What Is a Tombstone?

A tombstone is a written advertisement of a public offering placed by investment bankers who are underwriting the issue. It gives basic details about the issue and lists each of the underwriting groups involved in the deal. The tombstone provides investors with some general information and directs the prospective investors to a link where they can obtain a prospectus.

Key Takeaways

  • A tombstone is a written advertisement that gives investors basic details about an upcoming public offering.
  • A public offering is when a company offers to sell equity shares in the company in order to raise money.
  • The Securities and Exchange Commission (SEC) requires companies to publish advertisements as part of the disclosure requirements before issuing new shares of stock.
  • The tombstone ad describes the type and number of securities offered, how they can be purchased, the availability date, the security's credit rating, and the names of the syndicate members authorized to sell the security.
  • The tombstone gets its unusual name from the black border and heavy black type that typically appears on the print advertisement, which some say resembles a gravestone marker.

How a Tombstone Works

In order to raise money, a company's management can sell equity shares in the company through a public offering. A tombstone is one component of the disclosure requirements for security offerings required by the Securities and Exchange Commission (SEC). The tombstone is simply an announcement that securities are available for sale.

Tombstone Ad vs. Prospectus

While a tombstone ad is just a brief announcement alerting investors to the upcoming security sale, a prospectus goes into greater detail and gives investors the information they need to make an investing decision. When a company issues securities to the public, the SEC requires that each investor receive a prospectus. The prospectus requirement applies to an initial public offering (IPO), which refers to the first time an issuer sells any type of security to the general public.

The prospectus requirement also applies to all seasoned issues, A seasoned issue, also known as a secondary offering, is when an established company that already trades on the stock exchange issues new shares of stock for sale. A tombstone for a secondary offering is mailed to all investors who already own the security, and all secondary offerings are sold using a prospectus.
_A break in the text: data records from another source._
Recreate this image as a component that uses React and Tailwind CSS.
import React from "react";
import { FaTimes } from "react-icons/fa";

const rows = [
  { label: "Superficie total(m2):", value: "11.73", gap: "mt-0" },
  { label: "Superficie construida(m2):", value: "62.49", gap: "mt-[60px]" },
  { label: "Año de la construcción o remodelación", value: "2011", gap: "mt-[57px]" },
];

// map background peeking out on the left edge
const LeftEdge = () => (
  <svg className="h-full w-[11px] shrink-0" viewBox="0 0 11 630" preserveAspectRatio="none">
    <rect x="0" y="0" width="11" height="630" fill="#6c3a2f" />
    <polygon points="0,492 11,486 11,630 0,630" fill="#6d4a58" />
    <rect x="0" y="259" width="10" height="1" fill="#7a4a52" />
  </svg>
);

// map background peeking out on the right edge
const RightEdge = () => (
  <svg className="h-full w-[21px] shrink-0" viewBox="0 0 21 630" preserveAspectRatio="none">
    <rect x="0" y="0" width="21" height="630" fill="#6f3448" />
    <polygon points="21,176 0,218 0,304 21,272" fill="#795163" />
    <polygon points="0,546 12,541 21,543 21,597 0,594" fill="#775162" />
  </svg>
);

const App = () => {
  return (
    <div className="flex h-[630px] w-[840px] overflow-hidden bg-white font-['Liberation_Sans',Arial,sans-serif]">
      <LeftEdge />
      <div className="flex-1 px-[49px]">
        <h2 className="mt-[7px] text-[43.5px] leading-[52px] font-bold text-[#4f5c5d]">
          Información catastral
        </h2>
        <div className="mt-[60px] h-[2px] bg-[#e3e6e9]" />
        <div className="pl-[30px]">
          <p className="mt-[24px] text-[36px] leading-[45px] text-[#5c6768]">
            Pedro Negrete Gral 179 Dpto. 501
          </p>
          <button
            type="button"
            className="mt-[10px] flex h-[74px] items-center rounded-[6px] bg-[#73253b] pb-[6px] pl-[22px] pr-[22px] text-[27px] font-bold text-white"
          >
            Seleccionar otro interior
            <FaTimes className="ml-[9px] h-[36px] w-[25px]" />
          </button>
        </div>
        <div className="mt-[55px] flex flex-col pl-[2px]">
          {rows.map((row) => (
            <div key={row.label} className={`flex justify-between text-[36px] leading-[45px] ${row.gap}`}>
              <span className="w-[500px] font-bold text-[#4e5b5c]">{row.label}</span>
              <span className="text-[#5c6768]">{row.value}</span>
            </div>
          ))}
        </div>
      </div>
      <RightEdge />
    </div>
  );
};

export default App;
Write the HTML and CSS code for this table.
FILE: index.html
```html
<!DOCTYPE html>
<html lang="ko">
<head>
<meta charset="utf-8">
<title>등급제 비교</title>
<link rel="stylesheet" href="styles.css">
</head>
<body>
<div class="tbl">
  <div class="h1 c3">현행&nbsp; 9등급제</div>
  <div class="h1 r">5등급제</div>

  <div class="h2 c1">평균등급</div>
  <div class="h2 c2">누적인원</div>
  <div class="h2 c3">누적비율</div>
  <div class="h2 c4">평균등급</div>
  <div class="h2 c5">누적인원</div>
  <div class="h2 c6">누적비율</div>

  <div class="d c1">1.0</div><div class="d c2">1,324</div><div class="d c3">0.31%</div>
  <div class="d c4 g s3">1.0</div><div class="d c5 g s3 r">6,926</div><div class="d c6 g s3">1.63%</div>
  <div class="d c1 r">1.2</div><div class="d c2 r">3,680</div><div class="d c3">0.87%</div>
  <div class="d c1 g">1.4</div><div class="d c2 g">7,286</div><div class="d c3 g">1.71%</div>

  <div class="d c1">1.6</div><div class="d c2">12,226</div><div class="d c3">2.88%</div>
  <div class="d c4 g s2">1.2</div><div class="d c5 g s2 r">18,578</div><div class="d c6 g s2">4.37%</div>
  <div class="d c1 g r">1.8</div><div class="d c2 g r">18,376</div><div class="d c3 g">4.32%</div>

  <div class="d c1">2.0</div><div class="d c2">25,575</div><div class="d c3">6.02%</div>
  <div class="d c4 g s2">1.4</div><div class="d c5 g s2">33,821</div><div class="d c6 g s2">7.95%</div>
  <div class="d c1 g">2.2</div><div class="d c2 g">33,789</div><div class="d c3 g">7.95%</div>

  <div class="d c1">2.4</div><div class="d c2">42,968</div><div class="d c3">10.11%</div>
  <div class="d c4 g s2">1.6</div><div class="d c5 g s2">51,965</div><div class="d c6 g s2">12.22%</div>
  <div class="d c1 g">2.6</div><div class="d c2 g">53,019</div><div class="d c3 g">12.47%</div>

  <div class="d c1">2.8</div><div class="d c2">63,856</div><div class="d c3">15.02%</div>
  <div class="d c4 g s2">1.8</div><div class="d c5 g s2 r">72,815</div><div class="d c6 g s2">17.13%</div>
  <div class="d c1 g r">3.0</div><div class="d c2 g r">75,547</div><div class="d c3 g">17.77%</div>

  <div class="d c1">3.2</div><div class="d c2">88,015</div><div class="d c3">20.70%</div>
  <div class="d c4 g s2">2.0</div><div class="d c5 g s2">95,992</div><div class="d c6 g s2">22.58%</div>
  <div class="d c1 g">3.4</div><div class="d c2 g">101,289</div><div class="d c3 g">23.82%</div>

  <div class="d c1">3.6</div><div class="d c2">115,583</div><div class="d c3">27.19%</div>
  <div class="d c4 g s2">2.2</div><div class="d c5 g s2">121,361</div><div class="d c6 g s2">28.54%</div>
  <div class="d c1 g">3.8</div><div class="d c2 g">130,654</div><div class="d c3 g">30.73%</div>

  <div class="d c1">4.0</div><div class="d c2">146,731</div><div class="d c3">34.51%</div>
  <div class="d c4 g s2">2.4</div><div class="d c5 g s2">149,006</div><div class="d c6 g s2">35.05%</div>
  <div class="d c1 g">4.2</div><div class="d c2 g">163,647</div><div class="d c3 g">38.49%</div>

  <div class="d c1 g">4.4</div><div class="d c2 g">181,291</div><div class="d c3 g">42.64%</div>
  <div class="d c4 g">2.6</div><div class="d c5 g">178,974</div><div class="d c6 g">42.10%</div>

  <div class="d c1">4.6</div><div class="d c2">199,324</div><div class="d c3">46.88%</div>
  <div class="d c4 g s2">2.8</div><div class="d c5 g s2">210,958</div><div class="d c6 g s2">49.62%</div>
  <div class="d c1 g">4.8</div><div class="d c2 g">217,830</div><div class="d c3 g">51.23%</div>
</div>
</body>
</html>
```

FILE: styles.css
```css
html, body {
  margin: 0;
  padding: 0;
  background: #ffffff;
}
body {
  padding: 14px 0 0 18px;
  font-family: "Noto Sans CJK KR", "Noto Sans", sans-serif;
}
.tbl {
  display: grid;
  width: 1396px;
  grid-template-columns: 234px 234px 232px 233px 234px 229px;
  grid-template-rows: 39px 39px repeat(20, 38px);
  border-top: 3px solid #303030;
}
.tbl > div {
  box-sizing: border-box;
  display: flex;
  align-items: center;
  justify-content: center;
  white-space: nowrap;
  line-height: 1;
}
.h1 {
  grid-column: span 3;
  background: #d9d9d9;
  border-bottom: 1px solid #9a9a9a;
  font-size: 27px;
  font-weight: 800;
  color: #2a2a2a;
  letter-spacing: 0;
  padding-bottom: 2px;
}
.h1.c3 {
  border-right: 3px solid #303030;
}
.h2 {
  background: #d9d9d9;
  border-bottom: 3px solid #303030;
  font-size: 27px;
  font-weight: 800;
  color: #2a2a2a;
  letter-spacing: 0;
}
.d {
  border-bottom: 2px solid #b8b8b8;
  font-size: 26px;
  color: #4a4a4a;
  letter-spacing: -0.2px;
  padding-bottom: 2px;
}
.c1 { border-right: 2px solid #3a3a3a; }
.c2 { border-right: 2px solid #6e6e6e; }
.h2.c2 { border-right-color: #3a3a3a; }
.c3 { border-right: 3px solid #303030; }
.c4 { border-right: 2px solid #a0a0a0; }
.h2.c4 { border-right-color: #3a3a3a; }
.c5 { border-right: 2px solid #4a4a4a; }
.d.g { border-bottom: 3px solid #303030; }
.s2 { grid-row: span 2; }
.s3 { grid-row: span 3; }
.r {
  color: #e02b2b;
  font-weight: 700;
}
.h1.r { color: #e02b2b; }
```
The preliminary prospectus doesn't include price information, but is used to gauge market interest in the security being proposed; the final prospectus, however, includes price information as well as the number of shares the company will sell.

The Role of Underwriters

An underwriter is responsible for managing the legal and accounting process of creating a prospectus. The prospectus includes the issuer's most recent set of audited financial statements, as well as a legal opinion regarding the existence of any pending legal matters.

A prospectus goes into great detail about a firm's marketing, production, and sales process, and it explains why the company is raising more capital. In addition to the underwriters, there may be many other members of the syndicate who are brought in to sell the securities to their customers. The underwriter's sales force also sells the newly issued securities.

Examples of Tombstone Information

The tombstone describes the types of securities that are offered, the date they are available, the number of shares or bonds to be sold, and how the securities can be purchased. If a new debt security receives a credit rating, that rating can be included in the tombstone.

A tombstone advertisement gets its name from the black border and heavy black print one typically has in print media. The tombstone lists the syndicate members who are involved in the underwriting of the security, with the primary members listed in larger type at the top of the advertisement.

A syndicate member's level of involvement is based on the work the member performs on the security offering and the percentage of the total issue that the member's firm sells to the public. If a syndicate member is listed at the top of a tombstone for a popular issuer of stock, that document helps the syndicate firm market its expertise to other companies.